Required task ▸ Using the listing below, give the number of lines where "this" appears, and nothing else.

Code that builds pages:
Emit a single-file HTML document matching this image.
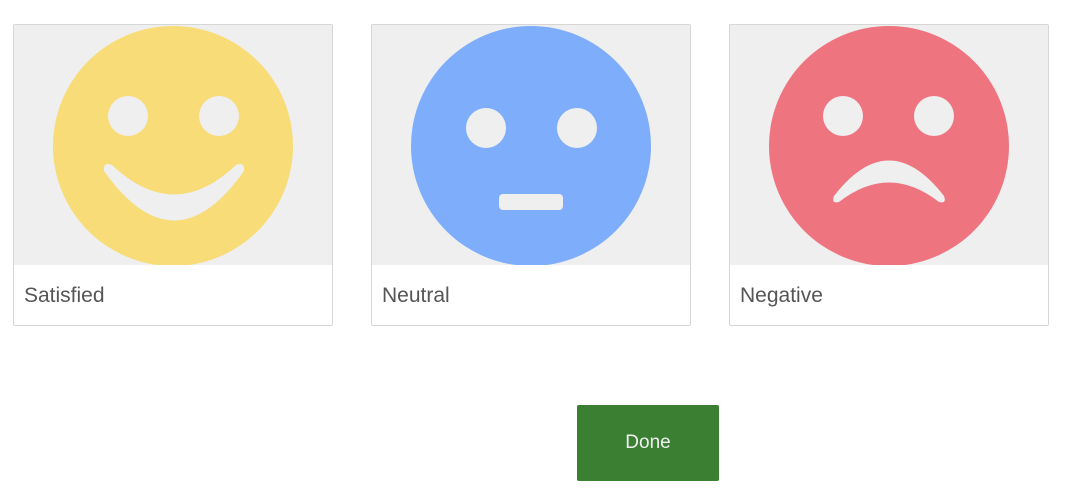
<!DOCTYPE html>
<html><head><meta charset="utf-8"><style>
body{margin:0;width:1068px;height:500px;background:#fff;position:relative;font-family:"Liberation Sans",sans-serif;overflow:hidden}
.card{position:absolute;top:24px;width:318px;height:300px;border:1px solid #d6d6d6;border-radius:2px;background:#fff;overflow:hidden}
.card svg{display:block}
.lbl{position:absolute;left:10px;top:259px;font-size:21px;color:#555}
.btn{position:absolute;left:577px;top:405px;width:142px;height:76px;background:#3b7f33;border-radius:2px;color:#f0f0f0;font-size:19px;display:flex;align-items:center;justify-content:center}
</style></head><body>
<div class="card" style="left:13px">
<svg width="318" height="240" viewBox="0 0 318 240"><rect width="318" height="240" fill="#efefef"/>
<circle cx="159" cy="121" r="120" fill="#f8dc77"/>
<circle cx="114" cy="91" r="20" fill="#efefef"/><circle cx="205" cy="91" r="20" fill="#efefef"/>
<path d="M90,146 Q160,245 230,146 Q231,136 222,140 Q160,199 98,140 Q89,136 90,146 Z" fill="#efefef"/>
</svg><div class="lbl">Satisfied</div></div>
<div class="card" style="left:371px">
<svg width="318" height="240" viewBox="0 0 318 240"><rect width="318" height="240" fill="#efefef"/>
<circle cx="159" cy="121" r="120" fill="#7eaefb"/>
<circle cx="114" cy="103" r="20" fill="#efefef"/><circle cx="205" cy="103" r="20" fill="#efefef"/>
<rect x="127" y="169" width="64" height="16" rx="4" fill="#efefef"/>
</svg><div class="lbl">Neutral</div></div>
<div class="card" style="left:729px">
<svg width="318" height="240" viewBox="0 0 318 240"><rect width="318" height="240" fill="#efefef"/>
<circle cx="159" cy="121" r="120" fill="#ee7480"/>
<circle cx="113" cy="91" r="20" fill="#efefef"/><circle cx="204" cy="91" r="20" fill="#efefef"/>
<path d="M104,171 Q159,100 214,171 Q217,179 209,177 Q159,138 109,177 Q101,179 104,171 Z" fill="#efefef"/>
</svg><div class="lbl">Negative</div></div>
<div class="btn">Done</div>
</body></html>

--

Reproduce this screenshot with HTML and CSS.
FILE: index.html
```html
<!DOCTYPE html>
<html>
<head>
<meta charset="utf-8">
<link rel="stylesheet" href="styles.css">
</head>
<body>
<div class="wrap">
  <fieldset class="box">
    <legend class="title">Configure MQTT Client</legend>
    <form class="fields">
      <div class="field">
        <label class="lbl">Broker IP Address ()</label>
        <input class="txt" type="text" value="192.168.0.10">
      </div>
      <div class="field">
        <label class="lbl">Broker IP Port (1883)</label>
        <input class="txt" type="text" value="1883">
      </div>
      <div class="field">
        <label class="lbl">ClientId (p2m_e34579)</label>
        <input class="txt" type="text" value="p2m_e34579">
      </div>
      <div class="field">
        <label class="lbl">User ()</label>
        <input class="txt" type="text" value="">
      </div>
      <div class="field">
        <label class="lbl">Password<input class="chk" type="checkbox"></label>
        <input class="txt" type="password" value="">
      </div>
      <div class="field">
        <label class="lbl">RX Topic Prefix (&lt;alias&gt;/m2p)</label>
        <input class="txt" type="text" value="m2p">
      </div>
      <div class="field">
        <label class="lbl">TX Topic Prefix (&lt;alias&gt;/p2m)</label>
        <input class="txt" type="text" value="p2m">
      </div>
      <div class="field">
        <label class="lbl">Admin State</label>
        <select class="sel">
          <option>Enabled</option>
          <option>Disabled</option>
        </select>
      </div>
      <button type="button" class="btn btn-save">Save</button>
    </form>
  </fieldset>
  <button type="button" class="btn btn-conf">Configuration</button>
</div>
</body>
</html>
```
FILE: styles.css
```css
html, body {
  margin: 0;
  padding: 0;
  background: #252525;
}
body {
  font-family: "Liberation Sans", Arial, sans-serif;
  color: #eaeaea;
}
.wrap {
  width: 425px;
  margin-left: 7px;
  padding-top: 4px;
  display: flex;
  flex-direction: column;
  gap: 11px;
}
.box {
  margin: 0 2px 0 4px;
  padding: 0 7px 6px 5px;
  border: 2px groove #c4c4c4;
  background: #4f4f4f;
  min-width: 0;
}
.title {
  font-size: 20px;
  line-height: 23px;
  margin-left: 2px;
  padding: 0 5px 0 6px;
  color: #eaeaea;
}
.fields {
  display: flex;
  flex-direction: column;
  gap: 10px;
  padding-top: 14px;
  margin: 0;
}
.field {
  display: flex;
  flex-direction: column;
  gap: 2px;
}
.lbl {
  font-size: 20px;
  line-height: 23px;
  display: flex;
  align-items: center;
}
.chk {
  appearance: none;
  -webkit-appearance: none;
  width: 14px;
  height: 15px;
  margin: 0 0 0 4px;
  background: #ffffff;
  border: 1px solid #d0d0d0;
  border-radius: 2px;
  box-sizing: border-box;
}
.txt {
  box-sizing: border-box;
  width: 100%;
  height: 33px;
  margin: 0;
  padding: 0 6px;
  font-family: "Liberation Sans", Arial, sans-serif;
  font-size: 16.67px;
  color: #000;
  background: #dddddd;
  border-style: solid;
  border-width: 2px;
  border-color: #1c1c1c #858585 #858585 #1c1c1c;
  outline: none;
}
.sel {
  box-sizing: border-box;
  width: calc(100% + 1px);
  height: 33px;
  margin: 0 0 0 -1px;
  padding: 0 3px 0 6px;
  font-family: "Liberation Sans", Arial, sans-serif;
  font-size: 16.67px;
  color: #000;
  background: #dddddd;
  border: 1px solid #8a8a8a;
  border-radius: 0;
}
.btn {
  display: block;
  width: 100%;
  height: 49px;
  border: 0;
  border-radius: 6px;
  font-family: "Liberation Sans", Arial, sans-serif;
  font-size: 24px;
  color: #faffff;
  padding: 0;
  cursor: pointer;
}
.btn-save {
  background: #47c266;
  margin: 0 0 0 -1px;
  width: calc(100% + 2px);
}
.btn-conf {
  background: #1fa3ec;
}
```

Expected answer ▸ 2